GOAL: Your task is to output the listing word for word, with pictures excluded.
■ ■ ■
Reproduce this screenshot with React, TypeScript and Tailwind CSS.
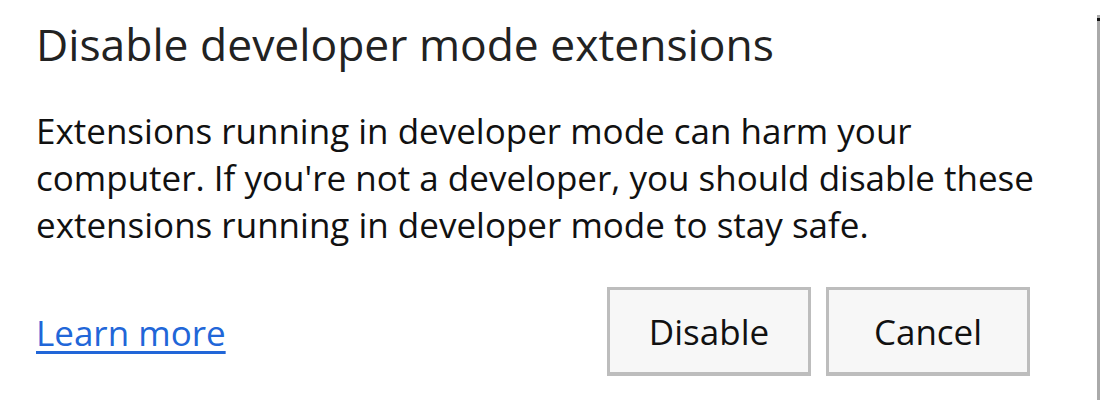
import React from 'react';

export default function App() {
	return (
		<div className="relative h-[400px] w-[1100px] overflow-hidden bg-white font-['Open_Sans',sans-serif] text-[#222]">
			<div className="pl-[36px] pr-[70px] pt-[14px]">
				<h1 className="text-[44.4px] leading-[60px] font-normal text-[#222]">Disable developer mode extensions</h1>
				<p className="mt-[33px] whitespace-nowrap text-[35px] leading-[47px] text-[#111]">
					<span className="block">Extensions running in developer mode can harm your</span>
					<span className="block">computer. If you're not a developer, you should disable these</span>
					<span className="block">extensions running in developer mode to stay safe.</span>
				</p>
				<div className="mt-[39px] flex items-center justify-between">
					<a href="#" className="mt-[2px] text-[35px] leading-[47px] text-[#2166d8] underline decoration-[3px] underline-offset-[5px]">
						Learn more
					</a>
					<div className="flex gap-[15px]">
						<button className="h-[89px] w-[204px] border-[3px] border-b-[4px] border-[#bdbdbd] bg-[#f7f7f7] text-[35px] leading-[47px] text-[#111]">
							Disable
						</button>
						<button className="h-[89px] w-[204px] border-[3px] border-b-[4px] border-[#bdbdbd] bg-[#f7f7f7] text-[35px] leading-[47px] text-[#111]">
							Cancel
						</button>
					</div>
				</div>
			</div>
			<div className="absolute right-0 top-[15px] bottom-0 w-[3px] bg-[#aaaaaa]">
				<div className="mt-[3px] h-[3px] bg-[#111]" />
			</div>
		</div>
	);
}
■ ■ ■
ANSWER FOR THIS EXERCISE:
Reproduce this screenshot with React, TypeScript and Tailwind CSS.
import React from 'react';

export default function App() {
	return (
		<div className="relative h-[400px] w-[1100px] overflow-hidden bg-white font-['Open_Sans',sans-serif] text-[#222]">
			<div className="pl-[36px] pr-[70px] pt-[14px]">
				<h1 className="text-[44.4px] leading-[60px] font-normal text-[#222]">Disable developer mode extensions</h1>
				<p className="mt-[33px] whitespace-nowrap text-[35px] leading-[47px] text-[#111]">
					<span className="block">Extensions running in developer mode can harm your</span>
					<span className="block">computer. If you're not a developer, you should disable these</span>
					<span className="block">extensions running in developer mode to stay safe.</span>
				</p>
				<div className="mt-[39px] flex items-center justify-between">
					<a href="#" className="mt-[2px] text-[35px] leading-[47px] text-[#2166d8] underline decoration-[3px] underline-offset-[5px]">
						Learn more
					</a>
					<div className="flex gap-[15px]">
						<button className="h-[89px] w-[204px] border-[3px] border-b-[4px] border-[#bdbdbd] bg-[#f7f7f7] text-[35px] leading-[47px] text-[#111]">
							Disable
						</button>
						<button className="h-[89px] w-[204px] border-[3px] border-b-[4px] border-[#bdbdbd] bg-[#f7f7f7] text-[35px] leading-[47px] text-[#111]">
							Cancel
						</button>
					</div>
				</div>
			</div>
			<div className="absolute right-0 top-[15px] bottom-0 w-[3px] bg-[#aaaaaa]">
				<div className="mt-[3px] h-[3px] bg-[#111]" />
			</div>
		</div>
	);
}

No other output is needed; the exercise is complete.